Giuliani is expected to appear in court Tuesday unless the court grants a delay, Taylor said. A trial in the Arizona election interference case has been tentatively set to start in mid-October.

Over the past several weeks, Taylor said, authorities had tried multiple times to serve Giuliani in New York City, as well as through a phone call and certified mail.

Taylor said agents with Mayes’ office traveled to Florida on Friday, knowing that Giuliani was there because of livestreams from his residence there.

“We would have preferred to serve him three weeks ago when everyone else was served,” he said, adding that Giuliani had avoided the attempts and had been taunting the office online.

The party was organized by Caroline Wren, a Republican consultant. Several hours before it began, Giuliani posted on social platform X a now-deleted photo of himself with a group of people, captioned: “If Arizona authorities can’t find me by tomorrow morning: 1. They must dismiss the indictment; 2. They must concede they can’t count votes.”

Taylor said that although the initial scheduled court appearance was approaching, there was no deadline to serve the notice.

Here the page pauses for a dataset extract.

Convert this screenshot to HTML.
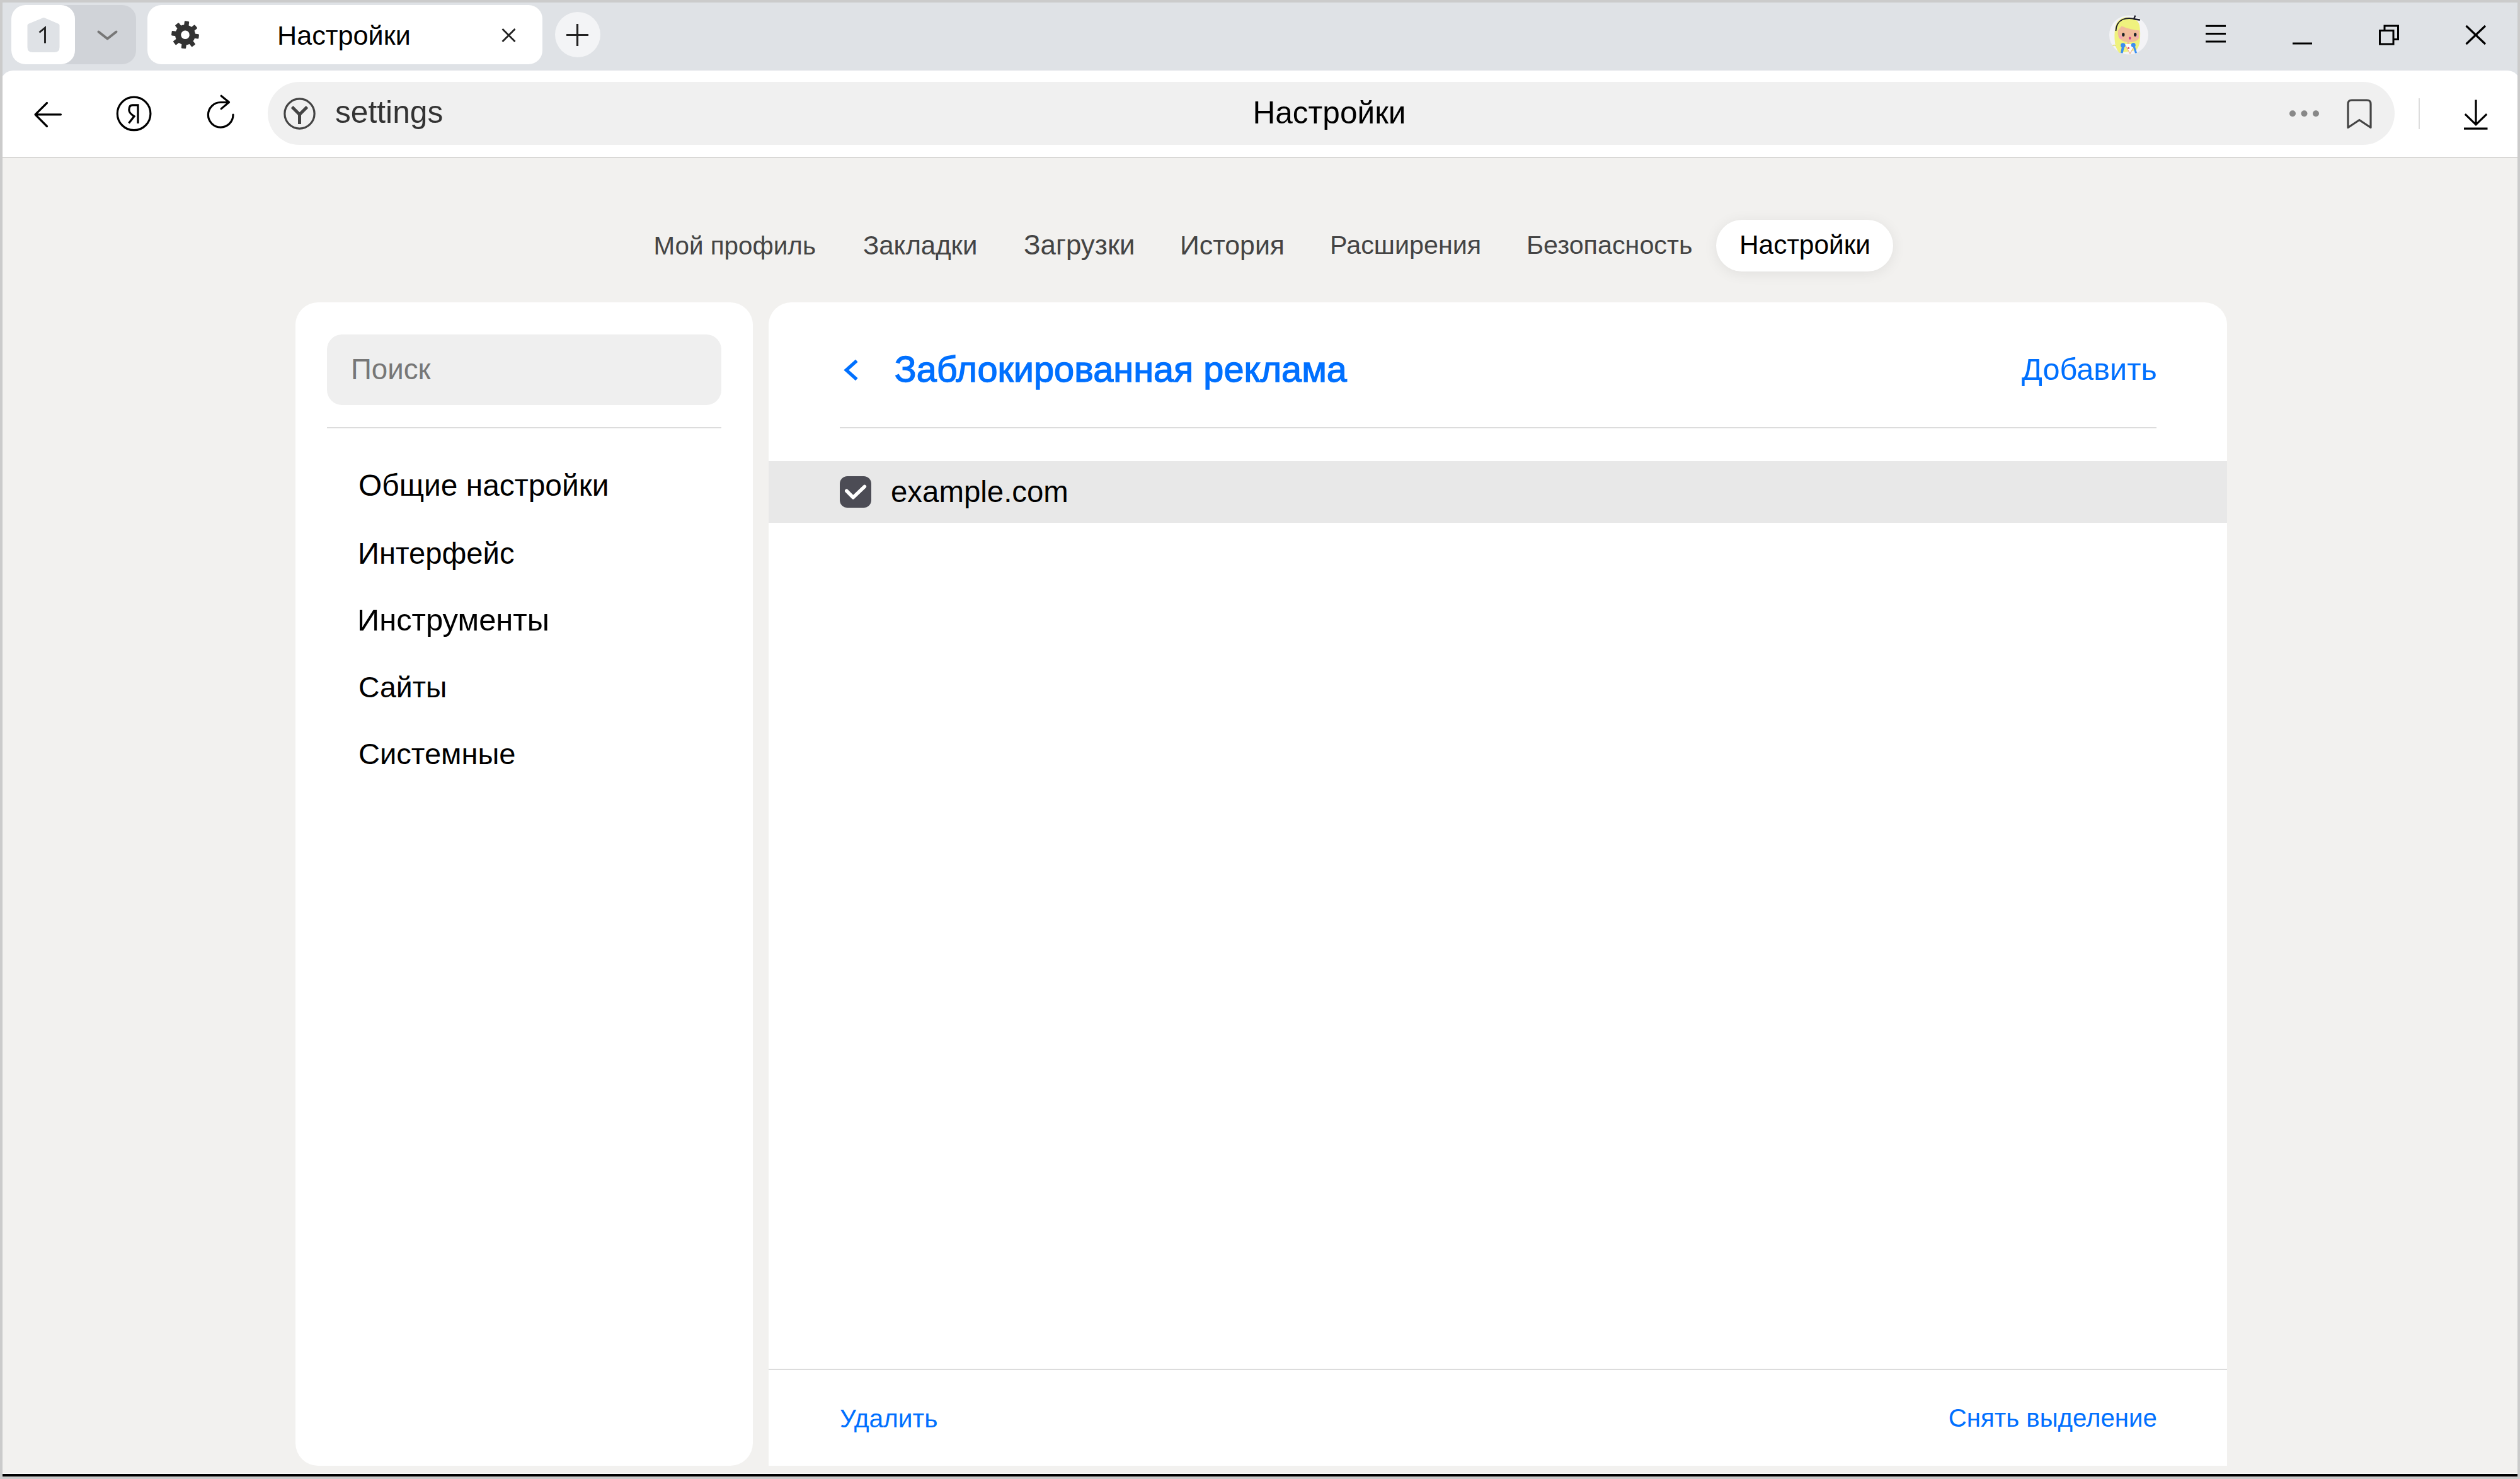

The defendants are accused by prosecutors of putting pressure on “officials responsible for certifying election results to encourage them to change the election results,” among them the governor, members of the state Legislature and the board of supervisors in Maricopa County, the state’s most populous county.

On Friday morning, John Eastman, another lawyer who advised Trump’s 2020 election campaign, became the first of the defendants to be arraigned in the Arizona case. He pleaded not guilty.

Several other prominent defendants in the case are also scheduled to be arraigned this coming week, including Meadows and Boris Epshteyn, who remains one of Trump’s top legal advisers.

Giuliani and other former Trump allies also face similar charges in Georgia. Prosecutors in Michigan and Nevada have also brought criminal charges related to the Trump campaign’s efforts to reverse the results of the 2020 election, but those cases have focused solely on the fake electors that the campaign deployed.

Last year, a jury ordered Giuliani to pay $148 million to two former Georgia election workers who said he had destroyed their reputations with lies that they tried to steal the 2020 election from Trump.

Several days later, a federal judge ordered Giuliani to immediately pay the sum he owes, citing concerns that he might “conceal his assets” if he were given more time. The next day, he filed for bankruptcy.